Out of the lines below, please list those that hold the string "index".

## begin

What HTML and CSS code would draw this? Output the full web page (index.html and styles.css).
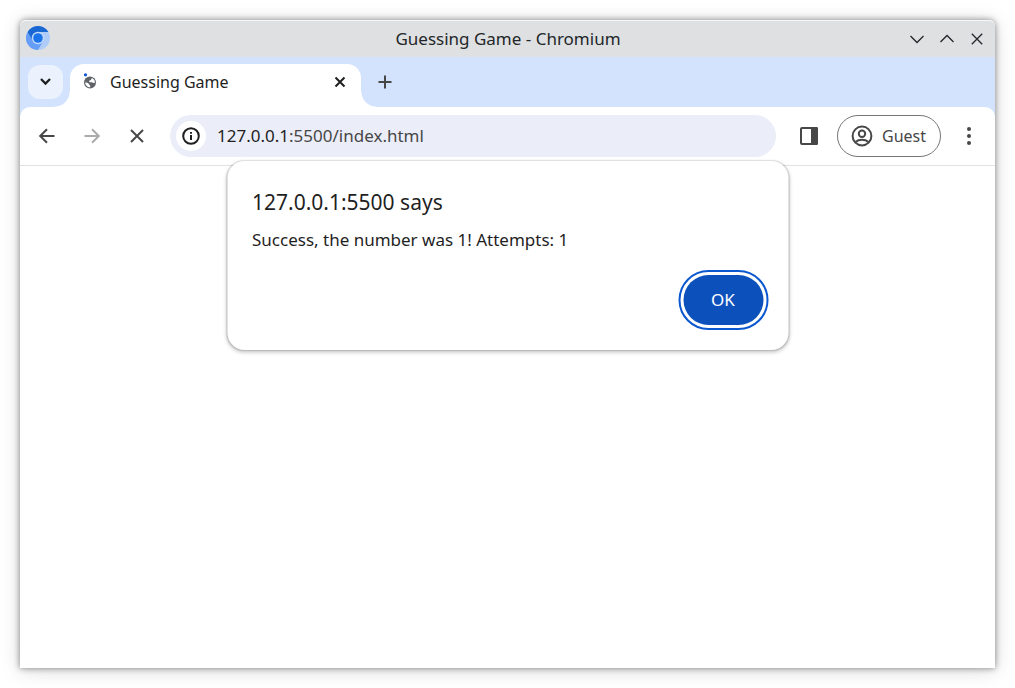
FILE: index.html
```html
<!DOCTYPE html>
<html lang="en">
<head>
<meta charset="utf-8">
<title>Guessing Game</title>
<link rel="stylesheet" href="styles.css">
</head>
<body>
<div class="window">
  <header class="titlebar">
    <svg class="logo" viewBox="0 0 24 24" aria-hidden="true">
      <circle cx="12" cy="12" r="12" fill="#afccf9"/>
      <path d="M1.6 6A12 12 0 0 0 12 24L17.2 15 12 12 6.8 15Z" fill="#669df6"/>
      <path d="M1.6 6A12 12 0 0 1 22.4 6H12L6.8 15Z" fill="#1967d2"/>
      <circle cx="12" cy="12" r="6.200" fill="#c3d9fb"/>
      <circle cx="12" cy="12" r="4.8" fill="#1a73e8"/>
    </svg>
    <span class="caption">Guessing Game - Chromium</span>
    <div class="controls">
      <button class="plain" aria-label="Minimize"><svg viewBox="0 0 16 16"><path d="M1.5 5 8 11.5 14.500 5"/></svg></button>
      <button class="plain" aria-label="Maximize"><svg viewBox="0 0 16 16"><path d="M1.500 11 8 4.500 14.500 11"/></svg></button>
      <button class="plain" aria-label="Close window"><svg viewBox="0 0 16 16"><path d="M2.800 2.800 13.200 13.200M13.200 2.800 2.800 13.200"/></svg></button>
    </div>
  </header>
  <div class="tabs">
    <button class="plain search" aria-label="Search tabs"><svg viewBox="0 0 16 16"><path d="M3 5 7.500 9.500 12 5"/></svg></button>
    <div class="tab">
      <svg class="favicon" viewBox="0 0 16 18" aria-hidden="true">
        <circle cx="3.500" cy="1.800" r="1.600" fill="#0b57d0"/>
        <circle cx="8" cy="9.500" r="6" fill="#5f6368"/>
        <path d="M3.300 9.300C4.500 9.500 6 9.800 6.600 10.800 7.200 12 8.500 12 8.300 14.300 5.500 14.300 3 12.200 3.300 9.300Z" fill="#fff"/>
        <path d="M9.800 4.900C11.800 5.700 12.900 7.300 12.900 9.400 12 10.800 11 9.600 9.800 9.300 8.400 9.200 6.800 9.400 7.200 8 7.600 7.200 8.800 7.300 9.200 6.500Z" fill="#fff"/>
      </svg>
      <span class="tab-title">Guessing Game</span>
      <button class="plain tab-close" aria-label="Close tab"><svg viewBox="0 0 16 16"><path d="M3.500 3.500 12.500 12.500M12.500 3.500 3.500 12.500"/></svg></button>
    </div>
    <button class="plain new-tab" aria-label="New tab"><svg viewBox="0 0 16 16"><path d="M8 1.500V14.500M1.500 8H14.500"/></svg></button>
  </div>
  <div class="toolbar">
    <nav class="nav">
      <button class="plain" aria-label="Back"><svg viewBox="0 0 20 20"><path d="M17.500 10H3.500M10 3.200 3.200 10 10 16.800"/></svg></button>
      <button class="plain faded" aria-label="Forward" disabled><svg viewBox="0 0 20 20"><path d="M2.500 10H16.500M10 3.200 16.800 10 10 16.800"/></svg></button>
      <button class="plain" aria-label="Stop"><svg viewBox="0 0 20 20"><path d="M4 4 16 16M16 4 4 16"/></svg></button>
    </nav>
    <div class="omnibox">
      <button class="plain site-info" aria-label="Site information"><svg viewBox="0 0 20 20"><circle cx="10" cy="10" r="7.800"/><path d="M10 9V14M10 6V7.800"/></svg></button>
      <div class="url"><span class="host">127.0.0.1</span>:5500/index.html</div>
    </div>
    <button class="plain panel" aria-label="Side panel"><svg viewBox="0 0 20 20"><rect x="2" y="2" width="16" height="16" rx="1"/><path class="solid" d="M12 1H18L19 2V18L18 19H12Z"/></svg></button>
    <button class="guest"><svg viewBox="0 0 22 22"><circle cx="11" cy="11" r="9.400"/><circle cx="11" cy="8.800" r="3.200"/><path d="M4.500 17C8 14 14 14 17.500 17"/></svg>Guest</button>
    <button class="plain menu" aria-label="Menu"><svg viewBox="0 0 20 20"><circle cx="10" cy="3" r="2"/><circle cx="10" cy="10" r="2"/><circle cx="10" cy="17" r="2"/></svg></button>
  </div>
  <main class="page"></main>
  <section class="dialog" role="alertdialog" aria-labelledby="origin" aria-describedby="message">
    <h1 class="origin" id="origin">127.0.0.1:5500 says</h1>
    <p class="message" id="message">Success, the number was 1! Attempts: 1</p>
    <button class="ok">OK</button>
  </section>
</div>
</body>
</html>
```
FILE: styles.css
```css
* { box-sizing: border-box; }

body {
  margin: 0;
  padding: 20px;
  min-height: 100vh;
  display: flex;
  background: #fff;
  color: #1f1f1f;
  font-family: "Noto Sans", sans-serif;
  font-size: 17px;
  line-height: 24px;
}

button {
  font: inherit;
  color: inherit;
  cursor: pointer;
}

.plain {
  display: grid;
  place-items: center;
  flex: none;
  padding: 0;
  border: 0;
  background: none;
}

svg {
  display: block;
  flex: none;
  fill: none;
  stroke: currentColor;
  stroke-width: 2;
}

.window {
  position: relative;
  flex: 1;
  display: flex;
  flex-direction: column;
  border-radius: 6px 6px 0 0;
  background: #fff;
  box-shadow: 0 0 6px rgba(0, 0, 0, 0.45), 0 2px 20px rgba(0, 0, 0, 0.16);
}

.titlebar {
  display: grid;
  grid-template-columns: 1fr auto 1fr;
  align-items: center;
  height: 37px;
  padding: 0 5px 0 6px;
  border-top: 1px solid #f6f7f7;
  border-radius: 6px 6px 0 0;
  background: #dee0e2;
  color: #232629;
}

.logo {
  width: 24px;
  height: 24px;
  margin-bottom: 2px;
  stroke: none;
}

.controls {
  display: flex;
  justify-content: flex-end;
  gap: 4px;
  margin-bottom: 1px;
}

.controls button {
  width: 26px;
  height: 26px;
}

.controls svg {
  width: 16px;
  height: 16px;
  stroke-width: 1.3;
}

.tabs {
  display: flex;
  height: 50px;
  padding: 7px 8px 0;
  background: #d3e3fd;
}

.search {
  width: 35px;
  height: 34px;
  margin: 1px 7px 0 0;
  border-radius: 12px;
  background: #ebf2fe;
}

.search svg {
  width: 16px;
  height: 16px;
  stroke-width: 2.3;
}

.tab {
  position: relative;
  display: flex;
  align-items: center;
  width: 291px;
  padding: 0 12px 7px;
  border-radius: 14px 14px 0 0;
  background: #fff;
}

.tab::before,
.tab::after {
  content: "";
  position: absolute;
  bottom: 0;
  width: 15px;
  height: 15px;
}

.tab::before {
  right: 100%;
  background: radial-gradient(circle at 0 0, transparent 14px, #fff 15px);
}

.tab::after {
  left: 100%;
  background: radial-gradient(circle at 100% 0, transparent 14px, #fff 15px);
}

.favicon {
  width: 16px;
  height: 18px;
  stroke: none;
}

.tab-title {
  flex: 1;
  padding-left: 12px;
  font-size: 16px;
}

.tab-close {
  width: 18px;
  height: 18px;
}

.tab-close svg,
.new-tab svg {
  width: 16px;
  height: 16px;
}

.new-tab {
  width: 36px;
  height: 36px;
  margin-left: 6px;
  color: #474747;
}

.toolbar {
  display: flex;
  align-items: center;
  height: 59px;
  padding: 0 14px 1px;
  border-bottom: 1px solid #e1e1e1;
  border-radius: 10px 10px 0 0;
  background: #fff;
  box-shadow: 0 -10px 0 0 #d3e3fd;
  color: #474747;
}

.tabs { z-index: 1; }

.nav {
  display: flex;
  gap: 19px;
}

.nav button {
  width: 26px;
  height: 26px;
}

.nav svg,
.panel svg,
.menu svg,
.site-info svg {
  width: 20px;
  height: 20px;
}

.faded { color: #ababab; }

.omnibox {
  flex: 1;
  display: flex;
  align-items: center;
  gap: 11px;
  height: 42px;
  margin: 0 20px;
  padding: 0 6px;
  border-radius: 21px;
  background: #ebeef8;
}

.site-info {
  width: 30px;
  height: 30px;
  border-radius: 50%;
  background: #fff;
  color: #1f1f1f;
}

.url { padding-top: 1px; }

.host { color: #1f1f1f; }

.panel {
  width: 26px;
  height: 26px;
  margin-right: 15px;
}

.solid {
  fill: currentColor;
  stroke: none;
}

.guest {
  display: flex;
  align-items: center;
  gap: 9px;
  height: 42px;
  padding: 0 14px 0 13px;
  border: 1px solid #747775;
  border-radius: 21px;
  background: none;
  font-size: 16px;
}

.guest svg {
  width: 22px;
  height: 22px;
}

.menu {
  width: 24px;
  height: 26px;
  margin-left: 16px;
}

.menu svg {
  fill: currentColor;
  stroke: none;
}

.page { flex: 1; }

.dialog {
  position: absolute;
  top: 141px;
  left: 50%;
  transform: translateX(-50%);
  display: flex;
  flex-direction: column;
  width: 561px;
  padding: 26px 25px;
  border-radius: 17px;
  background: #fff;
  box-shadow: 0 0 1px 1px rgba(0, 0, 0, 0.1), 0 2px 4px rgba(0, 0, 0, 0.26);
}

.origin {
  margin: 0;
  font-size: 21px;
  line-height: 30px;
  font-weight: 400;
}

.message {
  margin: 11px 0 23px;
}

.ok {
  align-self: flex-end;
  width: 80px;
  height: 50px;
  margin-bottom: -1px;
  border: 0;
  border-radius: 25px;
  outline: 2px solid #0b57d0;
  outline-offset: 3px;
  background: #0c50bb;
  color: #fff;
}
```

## end

**WRITTEN REPLY**
What HTML and CSS code would draw this? Output the full web page (index.html and styles.css).
FILE: index.html
      <div class="url"><span class="host">127.0.0.1</span>:5500/index.html</div>
.tabs { z-index: 1; }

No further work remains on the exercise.